One of the most recognizable toys in the world is Lego. As a matter of fact, in February 2015, Lego was determined to be the “World’s most powerful brand,” replacing the Ferrari automobile. Today, the Lego brand consists of movies, games, competitions, six Legoland amusement parks and over 600 billion Lego pieces that have been created. The modern Lego brick design was patented on January 28, 1958.

The Lego Group, a private company based in Bullund, Denmark, began marketing and creating Lego in 1949, but the company was born in the workshop of Danish carpenter Ole Kirk Christiansen, who began selling wooden toys in 1932. Lego derives from the Danish “leg godt” which means play well.

Given the popularity of Lego all over the world, including in observant Jewish homes, the question arose whether one can play with Lego on Shabbat. One of the prohibited productive acts of Shabbat (m’lachot) is boneh, building, which is generally understood as being accomplished through creating a roof, and assembling various items together in a permanent way. Would playing with Lego bricks constitute boneh? Others have noted that by using smaller Lego bricks, one could actually sculpt, which falls under the forbidden category of writing.

When discussing the prohibited productive acts of Shabbat, an important factor to be considered is whether the resulting structure is intended to be permanent or temporary. This, of course, is a factor in using Lego.

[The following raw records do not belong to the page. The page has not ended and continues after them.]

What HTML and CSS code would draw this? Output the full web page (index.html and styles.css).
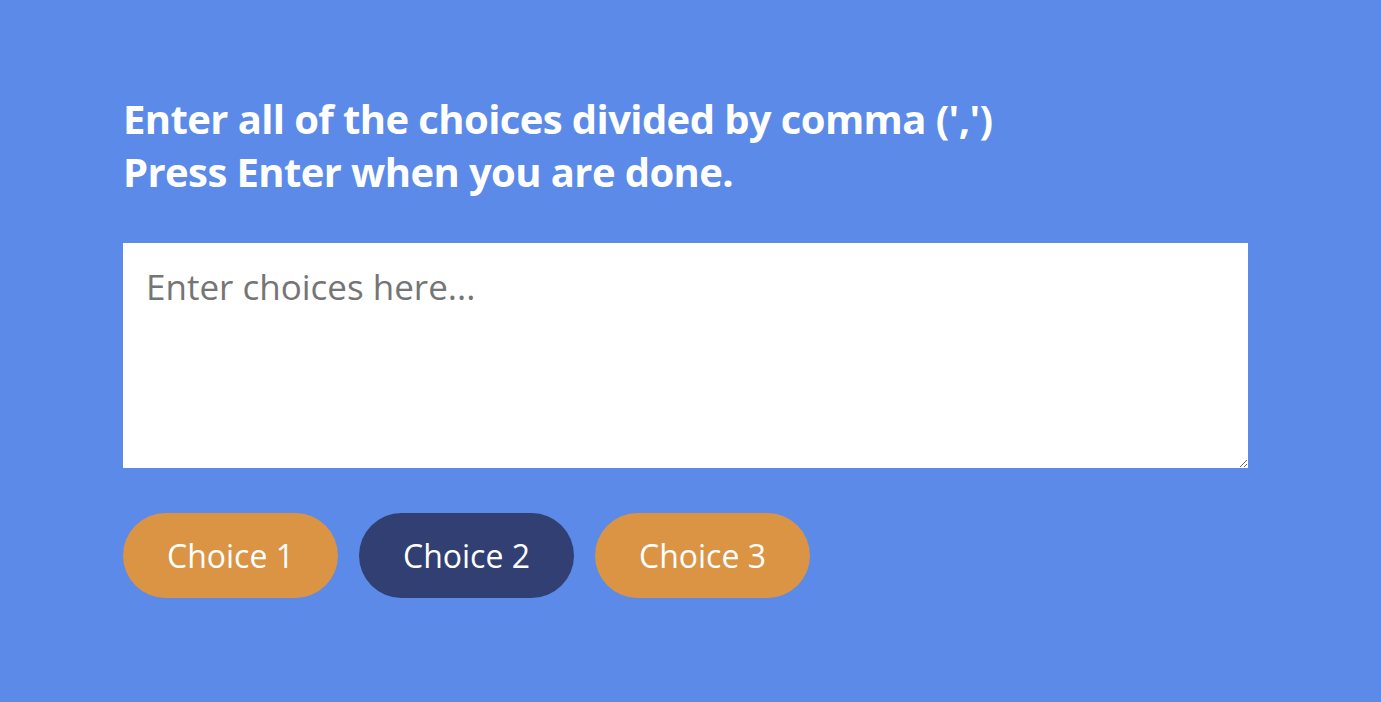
FILE: index.html
```html
<!DOCTYPE html>
<html>
<head>
<meta charset="utf-8">
<link rel="stylesheet" href="styles.css">
</head>
<body>
<main class="page">
  <h1 class="title">Enter all of the choices divided by comma (',')<br>Press Enter when you are done.</h1>
  <textarea class="choices-input" placeholder="Enter choices here..."></textarea>
  <div class="choices">
    <span class="choice">Choice 1</span>
    <span class="choice choice--active">Choice 2</span>
    <span class="choice">Choice 3</span>
  </div>
</main>
</body>
</html>
```
FILE: styles.css
```css
html, body {
  margin: 0;
  height: 100%;
  background: #5b8ae8;
}
body {
  font-family: "Open Sans", "Lato", sans-serif;
}
.page {
  padding: 92px 133px 0 123px;
  display: flex;
  flex-direction: column;
}
.title {
  margin: 0;
  color: #fff;
  font-weight: 700;
  font-size: 40px;
  line-height: 53px;
  letter-spacing: -0.6px;
}
.choices-input {
  margin-top: 45px;
  box-sizing: border-box;
  width: 1125px;
  height: 225px;
  border: none;
  outline: none;
  padding: 20px 23px;
  font-family: inherit;
  font-size: 35px;
  color: #333;
  resize: vertical;
  display: block;
}
.choices-input::placeholder {
  color: #757575;
}
.choices {
  margin-top: 45px;
  display: flex;
  gap: 21px;
}
.choice {
  width: 215px;
  height: 85px;
  border-radius: 43px;
  background: #da9444;
  color: #fff;
  font-size: 32px;
  display: flex;
  align-items: center;
  justify-content: center;
}
.choice--active {
  background: #313f73;
}
```
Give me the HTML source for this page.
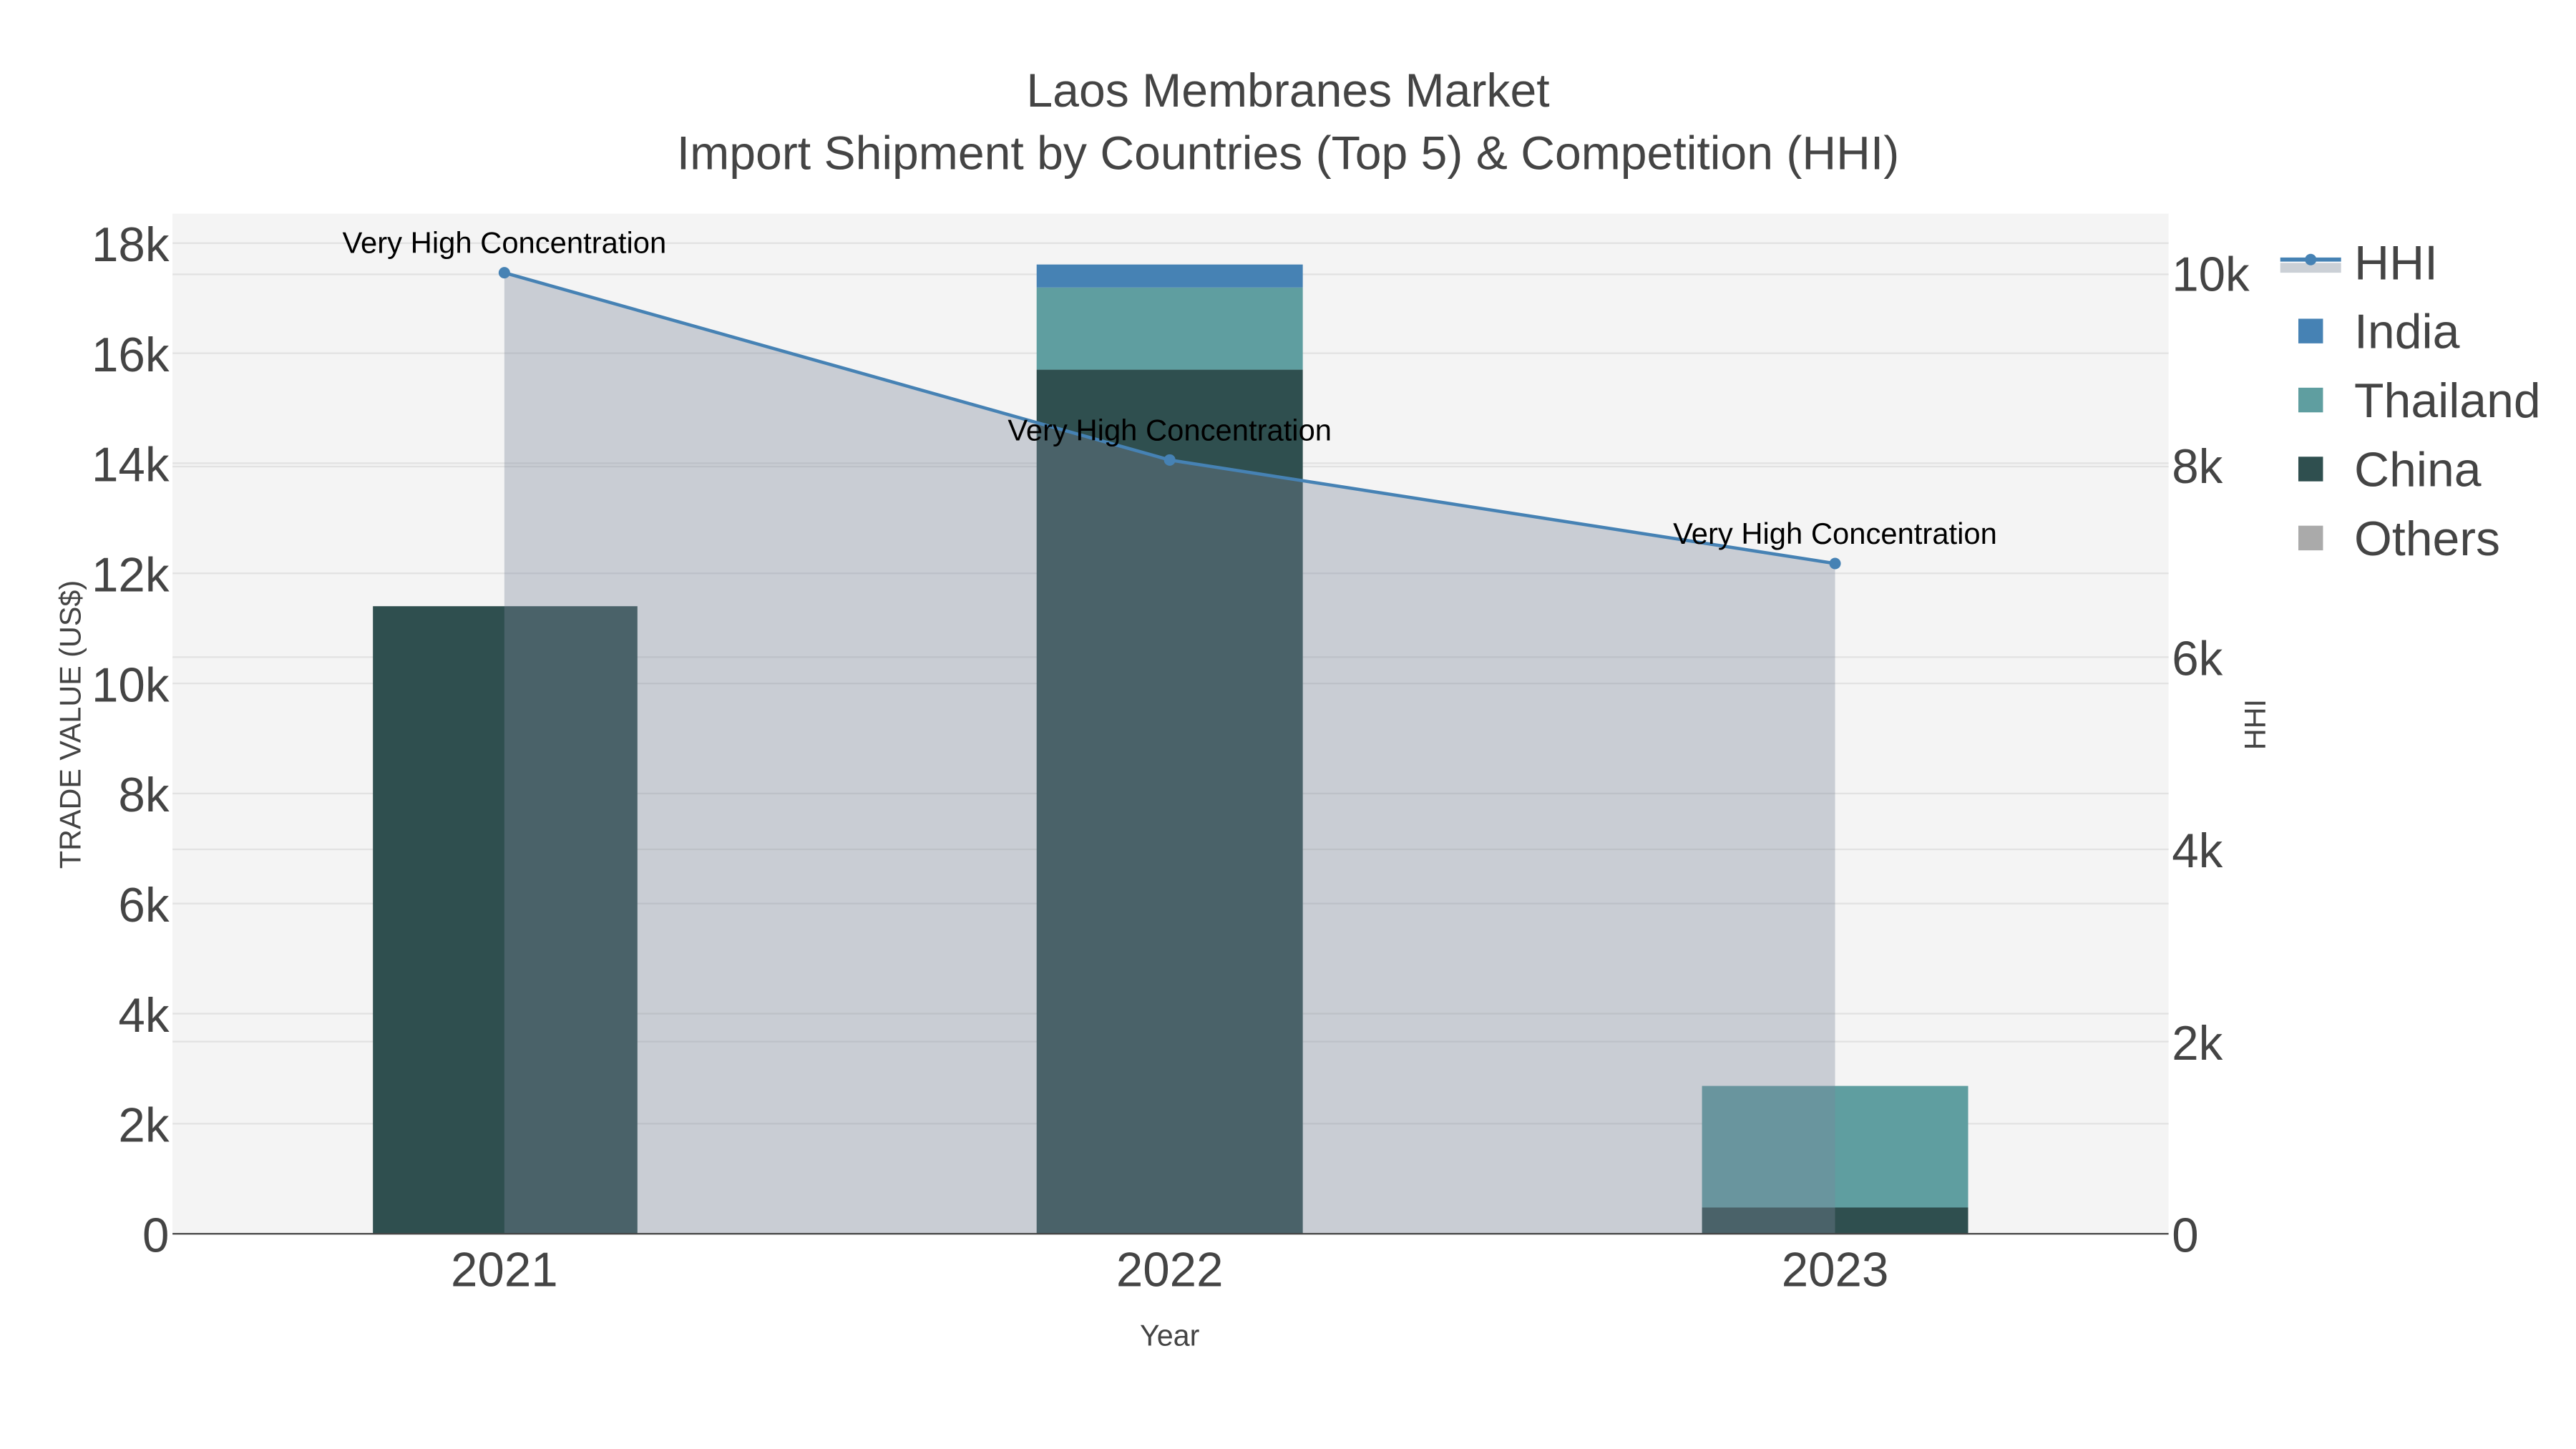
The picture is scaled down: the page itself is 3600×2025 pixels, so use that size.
<!DOCTYPE html>
<html><head><meta charset="utf-8"><style>html,body{margin:0;padding:0;background:#fff}svg{display:block}</style></head>
<body>
<svg width="3600" height="2025" viewBox="0 0 1568 882" preserveAspectRatio="none" xmlns="http://www.w3.org/2000/svg" font-family="Liberation Sans, sans-serif">
<rect width="1568" height="882" fill="#fff"/>
<rect x="105" y="130" width="1215" height="621" fill="#f4f4f4"/>
<g stroke="#e2e2e2" stroke-width="1">
<line x1="105" x2="1320" y1="148" y2="148"/><line x1="105" x2="1320" y1="215" y2="215"/><line x1="105" x2="1320" y1="282" y2="282"/><line x1="105" x2="1320" y1="349" y2="349"/><line x1="105" x2="1320" y1="416" y2="416"/><line x1="105" x2="1320" y1="483" y2="483"/><line x1="105" x2="1320" y1="550" y2="550"/><line x1="105" x2="1320" y1="617" y2="617"/><line x1="105" x2="1320" y1="684" y2="684"/>
<line x1="105" x2="1320" y1="167" y2="167"/><line x1="105" x2="1320" y1="284" y2="284"/><line x1="105" x2="1320" y1="400" y2="400"/><line x1="105" x2="1320" y1="517" y2="517"/><line x1="105" x2="1320" y1="634" y2="634"/>
</g>
<rect x="227" y="369" width="161" height="382" fill="#2f4f4f"/>
<rect x="631" y="225" width="162" height="526" fill="#2f4f4f"/>
<rect x="631" y="175" width="162" height="50" fill="#5f9ea0"/>
<rect x="631" y="161" width="162" height="14" fill="#4682b4"/>
<rect x="1036" y="735" width="162" height="16" fill="#2f4f4f"/>
<rect x="1036" y="661" width="162" height="74" fill="#5f9ea0"/>
<polygon points="307,751 307,166 712,280 1117,343 1117,751" fill="rgb(123,134,154)" fill-opacity="0.355"/>
<polyline points="307,166 712,280 1117,343" fill="none" stroke="#4682b4" stroke-width="2"/>
<circle cx="307" cy="166" r="3.5" fill="#4682b4"/><circle cx="712" cy="280" r="3.5" fill="#4682b4"/><circle cx="1117" cy="343" r="3.5" fill="#4682b4"/>
<line x1="105" x2="1320" y1="751" y2="751" stroke="#444" stroke-width="1"/>
<g font-size="18.2" fill="#000" text-anchor="middle">
<text x="307" y="154">Very High Concentration</text>
<text x="712" y="268">Very High Concentration</text>
<text x="1117" y="331">Very High Concentration</text>
</g>
<g fill="#444" font-size="29.3" text-anchor="end">
<text x="103" y="159">18k</text><text x="103" y="226">16k</text><text x="103" y="293">14k</text><text x="103" y="360">12k</text><text x="103" y="427">10k</text><text x="103" y="494">8k</text><text x="103" y="561">6k</text><text x="103" y="628">4k</text><text x="103" y="695">2k</text><text x="103" y="762">0</text>
</g>
<g fill="#444" font-size="29.3" text-anchor="start">
<text x="1322" y="177">10k</text><text x="1322" y="294">8k</text><text x="1322" y="411">6k</text><text x="1322" y="528">4k</text><text x="1322" y="645">2k</text><text x="1322" y="762">0</text>
</g>
<g fill="#444" font-size="29.3" text-anchor="middle">
<text x="307" y="783">2021</text><text x="712" y="783">2022</text><text x="1117" y="783">2023</text>
</g>
<text x="712" y="819" fill="#444" font-size="18" text-anchor="middle">Year</text>
<text transform="translate(49,441) rotate(-90)" fill="#444" font-size="18" text-anchor="middle">TRADE VALUE (US$)</text>
<text transform="translate(1379,441) rotate(-90)" fill="#444" font-size="18" text-anchor="middle">HHI</text>
<g fill="#444" font-size="28.8" text-anchor="middle">
<text x="784" y="65">Laos Membranes Market</text>
<text x="784" y="103">Import Shipment by Countries (Top 5) &amp; Competition (HHI)</text>
</g>
<rect x="1388" y="160" width="37" height="6" fill="#cbd0d6"/>
<line x1="1388" x2="1425" y1="158" y2="158" stroke="#4682b4" stroke-width="2.5"/>
<circle cx="1406.5" cy="158" r="3.5" fill="#4682b4"/>
<rect x="1399" y="194" width="15" height="15" fill="#4682b4"/>
<rect x="1399" y="236" width="15" height="15" fill="#5f9ea0"/>
<rect x="1399" y="278" width="15" height="15" fill="#2f4f4f"/>
<rect x="1399" y="320" width="15" height="15" fill="#aaaaaa"/>
<g fill="#444" font-size="29.6">
<text x="1433" y="170">HHI</text><text x="1433" y="212">India</text><text x="1433" y="254">Thailand</text><text x="1433" y="296">China</text><text x="1433" y="338">Others</text>
</g>
</svg>
</body></html>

Most would argue that the normal use of Lego is to build and then to disassemble what was built in order to use the Lego blocks to build something else.

Most rabbis argue that connecting Lego bricks without any type of glue, nails or screws, and knowing that what was built is not meant to be permanent, does not fall under the category of boneh (building) and is permissible on Shabbat. Many feel, however, that games such as Lego, while technically permitted, should be avoided by adults and should be reserved for children.

NOTE: As with all Treats dealing with issues of halacha (points of Jewish law), one should consult one’s local rabbi for practical application.